*Input*
** Start **

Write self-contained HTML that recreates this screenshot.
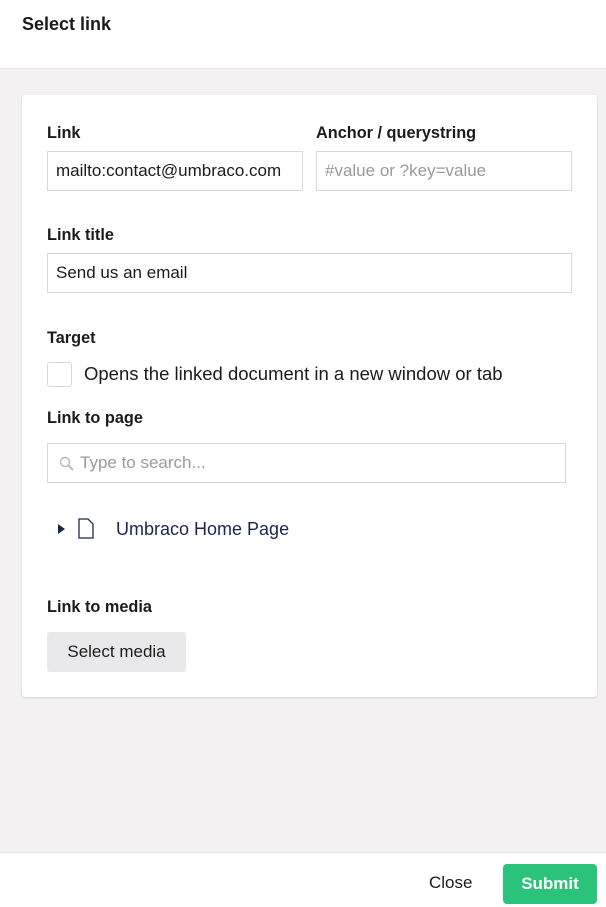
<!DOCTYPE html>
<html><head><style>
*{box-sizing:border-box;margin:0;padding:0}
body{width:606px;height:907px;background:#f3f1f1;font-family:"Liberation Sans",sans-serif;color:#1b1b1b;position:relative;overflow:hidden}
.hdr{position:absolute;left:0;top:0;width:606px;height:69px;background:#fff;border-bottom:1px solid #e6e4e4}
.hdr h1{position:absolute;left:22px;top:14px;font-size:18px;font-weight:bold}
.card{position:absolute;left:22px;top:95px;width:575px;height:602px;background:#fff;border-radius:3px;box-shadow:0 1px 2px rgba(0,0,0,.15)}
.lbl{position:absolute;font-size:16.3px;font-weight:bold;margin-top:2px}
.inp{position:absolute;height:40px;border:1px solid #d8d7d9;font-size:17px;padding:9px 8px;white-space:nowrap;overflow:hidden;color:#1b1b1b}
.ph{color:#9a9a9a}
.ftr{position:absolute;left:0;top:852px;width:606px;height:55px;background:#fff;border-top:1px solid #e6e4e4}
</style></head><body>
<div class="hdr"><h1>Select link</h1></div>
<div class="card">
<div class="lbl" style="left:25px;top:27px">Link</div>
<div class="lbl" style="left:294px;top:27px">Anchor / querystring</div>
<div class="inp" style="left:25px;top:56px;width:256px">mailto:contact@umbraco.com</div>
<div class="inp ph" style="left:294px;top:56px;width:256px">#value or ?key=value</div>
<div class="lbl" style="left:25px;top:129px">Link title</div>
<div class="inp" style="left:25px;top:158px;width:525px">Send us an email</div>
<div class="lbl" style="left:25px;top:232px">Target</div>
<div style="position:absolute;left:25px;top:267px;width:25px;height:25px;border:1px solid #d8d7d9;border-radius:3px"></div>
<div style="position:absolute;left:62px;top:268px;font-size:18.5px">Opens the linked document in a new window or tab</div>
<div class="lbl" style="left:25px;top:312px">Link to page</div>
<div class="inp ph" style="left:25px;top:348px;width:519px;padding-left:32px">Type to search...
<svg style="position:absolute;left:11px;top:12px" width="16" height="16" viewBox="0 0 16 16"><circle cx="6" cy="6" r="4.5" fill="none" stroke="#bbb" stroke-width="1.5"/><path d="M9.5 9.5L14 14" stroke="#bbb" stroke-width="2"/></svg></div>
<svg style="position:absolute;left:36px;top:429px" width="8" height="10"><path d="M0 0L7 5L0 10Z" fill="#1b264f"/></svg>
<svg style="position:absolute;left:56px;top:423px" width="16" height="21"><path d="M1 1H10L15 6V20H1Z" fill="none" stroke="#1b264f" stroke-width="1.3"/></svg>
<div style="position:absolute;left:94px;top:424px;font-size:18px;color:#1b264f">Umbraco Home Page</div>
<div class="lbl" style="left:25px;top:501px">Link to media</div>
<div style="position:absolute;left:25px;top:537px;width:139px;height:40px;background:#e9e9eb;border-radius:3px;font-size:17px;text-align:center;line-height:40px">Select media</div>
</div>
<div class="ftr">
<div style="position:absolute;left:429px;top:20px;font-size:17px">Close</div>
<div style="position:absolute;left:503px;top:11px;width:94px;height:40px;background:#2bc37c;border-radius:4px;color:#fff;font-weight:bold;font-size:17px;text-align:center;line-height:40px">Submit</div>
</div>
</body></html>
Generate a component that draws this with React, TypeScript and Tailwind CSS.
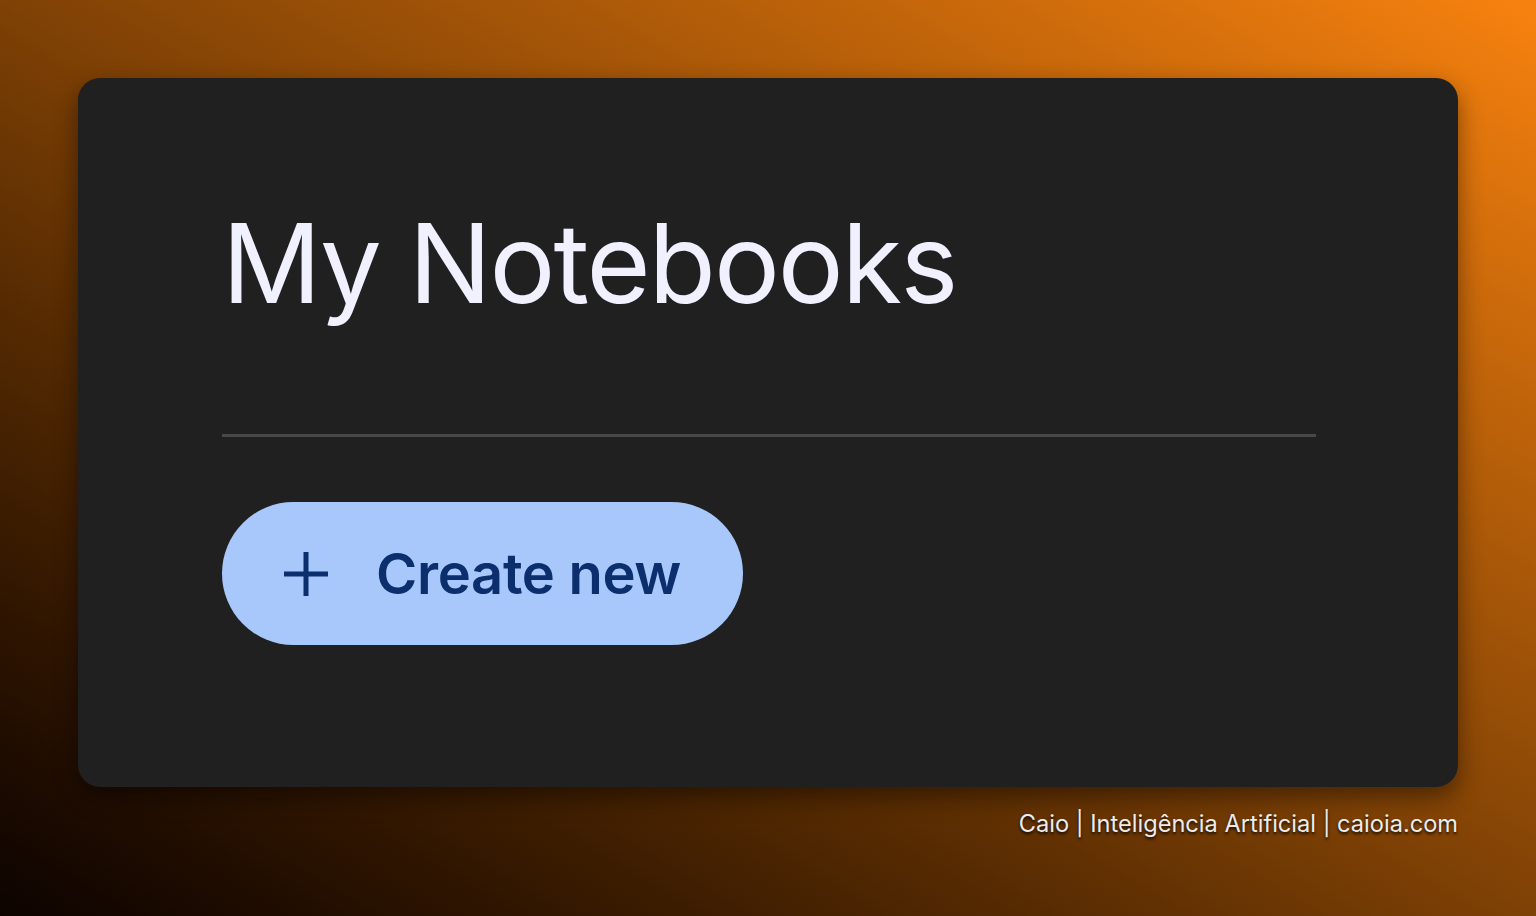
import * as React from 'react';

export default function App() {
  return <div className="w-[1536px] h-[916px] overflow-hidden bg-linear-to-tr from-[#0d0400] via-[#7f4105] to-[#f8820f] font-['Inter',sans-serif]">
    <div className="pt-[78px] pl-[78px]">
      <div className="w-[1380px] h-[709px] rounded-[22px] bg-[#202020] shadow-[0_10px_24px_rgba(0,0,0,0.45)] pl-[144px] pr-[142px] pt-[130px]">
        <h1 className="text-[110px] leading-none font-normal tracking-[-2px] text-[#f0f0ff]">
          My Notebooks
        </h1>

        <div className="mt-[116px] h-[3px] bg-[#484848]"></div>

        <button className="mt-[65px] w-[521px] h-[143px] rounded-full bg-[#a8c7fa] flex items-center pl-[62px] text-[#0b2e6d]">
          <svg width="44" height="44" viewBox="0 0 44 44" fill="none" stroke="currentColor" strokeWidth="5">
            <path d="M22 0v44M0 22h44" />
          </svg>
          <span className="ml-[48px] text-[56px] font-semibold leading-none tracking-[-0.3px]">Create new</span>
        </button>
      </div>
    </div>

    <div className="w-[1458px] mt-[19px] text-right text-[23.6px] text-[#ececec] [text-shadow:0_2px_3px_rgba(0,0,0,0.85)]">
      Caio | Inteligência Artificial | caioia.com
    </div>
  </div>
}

** End **
** Start **

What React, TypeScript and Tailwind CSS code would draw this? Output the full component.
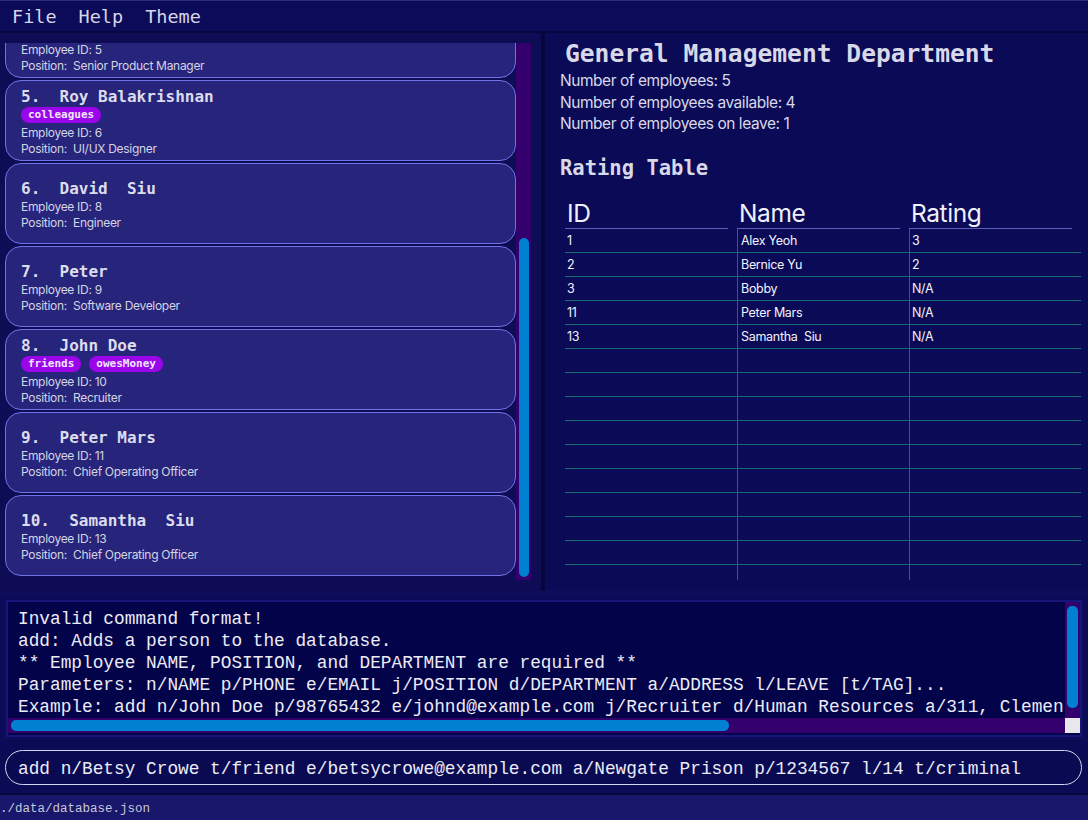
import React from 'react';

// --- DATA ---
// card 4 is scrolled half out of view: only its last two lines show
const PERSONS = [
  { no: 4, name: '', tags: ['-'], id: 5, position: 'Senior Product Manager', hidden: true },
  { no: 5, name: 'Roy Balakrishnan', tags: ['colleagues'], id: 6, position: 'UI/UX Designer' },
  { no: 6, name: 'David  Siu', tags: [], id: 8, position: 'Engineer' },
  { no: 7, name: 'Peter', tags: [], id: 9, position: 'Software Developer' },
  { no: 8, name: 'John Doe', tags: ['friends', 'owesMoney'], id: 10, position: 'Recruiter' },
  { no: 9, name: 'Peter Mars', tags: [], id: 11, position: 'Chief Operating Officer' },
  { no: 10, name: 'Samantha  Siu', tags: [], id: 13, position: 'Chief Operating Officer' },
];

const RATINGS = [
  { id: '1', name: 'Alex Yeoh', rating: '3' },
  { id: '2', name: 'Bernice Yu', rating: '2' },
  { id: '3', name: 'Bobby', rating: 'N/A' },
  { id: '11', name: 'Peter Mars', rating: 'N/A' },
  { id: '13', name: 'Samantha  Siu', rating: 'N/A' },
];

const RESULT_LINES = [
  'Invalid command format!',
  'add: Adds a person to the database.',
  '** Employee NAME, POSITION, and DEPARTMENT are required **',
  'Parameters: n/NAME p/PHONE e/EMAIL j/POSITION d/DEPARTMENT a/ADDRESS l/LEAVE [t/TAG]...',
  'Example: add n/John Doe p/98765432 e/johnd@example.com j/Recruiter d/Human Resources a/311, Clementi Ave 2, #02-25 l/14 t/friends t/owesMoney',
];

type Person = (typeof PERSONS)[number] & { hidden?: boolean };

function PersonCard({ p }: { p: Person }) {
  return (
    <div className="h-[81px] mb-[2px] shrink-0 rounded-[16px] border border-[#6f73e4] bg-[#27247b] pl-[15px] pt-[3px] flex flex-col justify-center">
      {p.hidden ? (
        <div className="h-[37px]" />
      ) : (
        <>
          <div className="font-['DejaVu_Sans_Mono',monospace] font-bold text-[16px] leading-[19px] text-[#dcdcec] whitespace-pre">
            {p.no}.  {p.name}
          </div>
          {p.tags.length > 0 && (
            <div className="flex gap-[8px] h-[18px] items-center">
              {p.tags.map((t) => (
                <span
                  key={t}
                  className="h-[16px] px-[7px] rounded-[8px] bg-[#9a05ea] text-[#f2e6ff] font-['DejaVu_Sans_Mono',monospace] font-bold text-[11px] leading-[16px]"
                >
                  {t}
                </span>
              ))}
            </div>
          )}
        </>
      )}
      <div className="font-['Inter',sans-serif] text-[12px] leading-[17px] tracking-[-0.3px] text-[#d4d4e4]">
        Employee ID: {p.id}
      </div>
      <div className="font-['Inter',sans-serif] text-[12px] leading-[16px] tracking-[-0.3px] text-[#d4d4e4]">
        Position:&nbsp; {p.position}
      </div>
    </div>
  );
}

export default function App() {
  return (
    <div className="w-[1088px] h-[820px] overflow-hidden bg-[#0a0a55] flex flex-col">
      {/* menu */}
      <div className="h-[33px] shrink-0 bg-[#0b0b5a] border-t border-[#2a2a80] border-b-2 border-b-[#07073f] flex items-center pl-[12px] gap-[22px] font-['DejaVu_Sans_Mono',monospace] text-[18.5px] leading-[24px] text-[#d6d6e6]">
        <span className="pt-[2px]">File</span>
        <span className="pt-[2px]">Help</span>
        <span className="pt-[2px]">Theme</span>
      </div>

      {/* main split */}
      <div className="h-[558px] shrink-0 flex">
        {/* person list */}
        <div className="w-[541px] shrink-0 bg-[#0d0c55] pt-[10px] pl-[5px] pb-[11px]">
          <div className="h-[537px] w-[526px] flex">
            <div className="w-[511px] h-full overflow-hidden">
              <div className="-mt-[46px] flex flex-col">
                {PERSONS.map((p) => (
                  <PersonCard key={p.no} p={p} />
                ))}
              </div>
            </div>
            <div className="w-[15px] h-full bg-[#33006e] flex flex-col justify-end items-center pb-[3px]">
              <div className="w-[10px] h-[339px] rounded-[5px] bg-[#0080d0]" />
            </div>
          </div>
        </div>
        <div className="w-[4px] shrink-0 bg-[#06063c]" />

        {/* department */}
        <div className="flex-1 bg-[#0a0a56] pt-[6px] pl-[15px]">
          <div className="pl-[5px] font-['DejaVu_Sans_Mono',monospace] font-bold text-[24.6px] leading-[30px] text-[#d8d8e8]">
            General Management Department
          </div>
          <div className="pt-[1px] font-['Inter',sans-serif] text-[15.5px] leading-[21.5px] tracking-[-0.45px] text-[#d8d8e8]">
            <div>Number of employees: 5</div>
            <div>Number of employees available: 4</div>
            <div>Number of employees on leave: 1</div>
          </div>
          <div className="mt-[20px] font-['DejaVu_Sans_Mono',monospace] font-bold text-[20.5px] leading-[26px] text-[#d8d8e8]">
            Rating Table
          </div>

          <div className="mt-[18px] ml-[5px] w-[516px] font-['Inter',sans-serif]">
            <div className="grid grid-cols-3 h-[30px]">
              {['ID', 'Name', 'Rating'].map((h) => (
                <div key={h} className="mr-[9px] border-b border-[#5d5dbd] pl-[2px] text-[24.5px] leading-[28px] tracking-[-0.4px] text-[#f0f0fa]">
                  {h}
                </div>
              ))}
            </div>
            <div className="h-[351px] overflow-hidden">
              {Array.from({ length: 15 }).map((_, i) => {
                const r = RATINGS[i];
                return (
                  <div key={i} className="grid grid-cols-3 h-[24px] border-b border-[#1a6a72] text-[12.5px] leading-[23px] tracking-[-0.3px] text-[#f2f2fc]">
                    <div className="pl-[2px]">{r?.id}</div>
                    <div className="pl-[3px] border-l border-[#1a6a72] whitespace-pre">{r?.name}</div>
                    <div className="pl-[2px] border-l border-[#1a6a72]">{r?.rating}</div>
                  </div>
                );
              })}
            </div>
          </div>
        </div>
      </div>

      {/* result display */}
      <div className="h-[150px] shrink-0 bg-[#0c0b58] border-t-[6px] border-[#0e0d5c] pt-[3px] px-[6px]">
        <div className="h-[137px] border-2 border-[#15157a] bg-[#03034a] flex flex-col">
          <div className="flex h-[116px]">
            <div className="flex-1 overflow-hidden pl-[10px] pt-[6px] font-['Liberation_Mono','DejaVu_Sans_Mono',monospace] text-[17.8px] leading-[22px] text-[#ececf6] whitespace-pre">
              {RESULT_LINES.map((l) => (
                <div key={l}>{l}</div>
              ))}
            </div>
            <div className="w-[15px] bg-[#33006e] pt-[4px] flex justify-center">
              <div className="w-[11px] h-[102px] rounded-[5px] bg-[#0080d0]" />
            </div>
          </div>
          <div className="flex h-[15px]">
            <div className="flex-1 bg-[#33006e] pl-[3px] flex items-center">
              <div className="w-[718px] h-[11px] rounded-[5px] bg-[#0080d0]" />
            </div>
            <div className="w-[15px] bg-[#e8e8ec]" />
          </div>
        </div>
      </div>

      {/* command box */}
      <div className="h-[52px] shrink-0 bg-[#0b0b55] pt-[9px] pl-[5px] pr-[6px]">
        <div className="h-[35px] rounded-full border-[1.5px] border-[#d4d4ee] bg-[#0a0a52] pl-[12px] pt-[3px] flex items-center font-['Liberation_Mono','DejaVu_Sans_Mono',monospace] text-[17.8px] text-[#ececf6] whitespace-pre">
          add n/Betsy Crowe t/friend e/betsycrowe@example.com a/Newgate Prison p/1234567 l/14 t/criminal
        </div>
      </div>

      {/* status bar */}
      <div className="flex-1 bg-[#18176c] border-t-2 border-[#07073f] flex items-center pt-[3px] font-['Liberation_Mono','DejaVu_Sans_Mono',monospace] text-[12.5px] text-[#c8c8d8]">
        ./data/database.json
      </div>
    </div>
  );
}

** End **

*To be done*
Identify every line where the string "Tailwind" appears.

*Full solution*
Generate a component that draws this with React, TypeScript and Tailwind CSS.
What React, TypeScript and Tailwind CSS code would draw this? Output the full component.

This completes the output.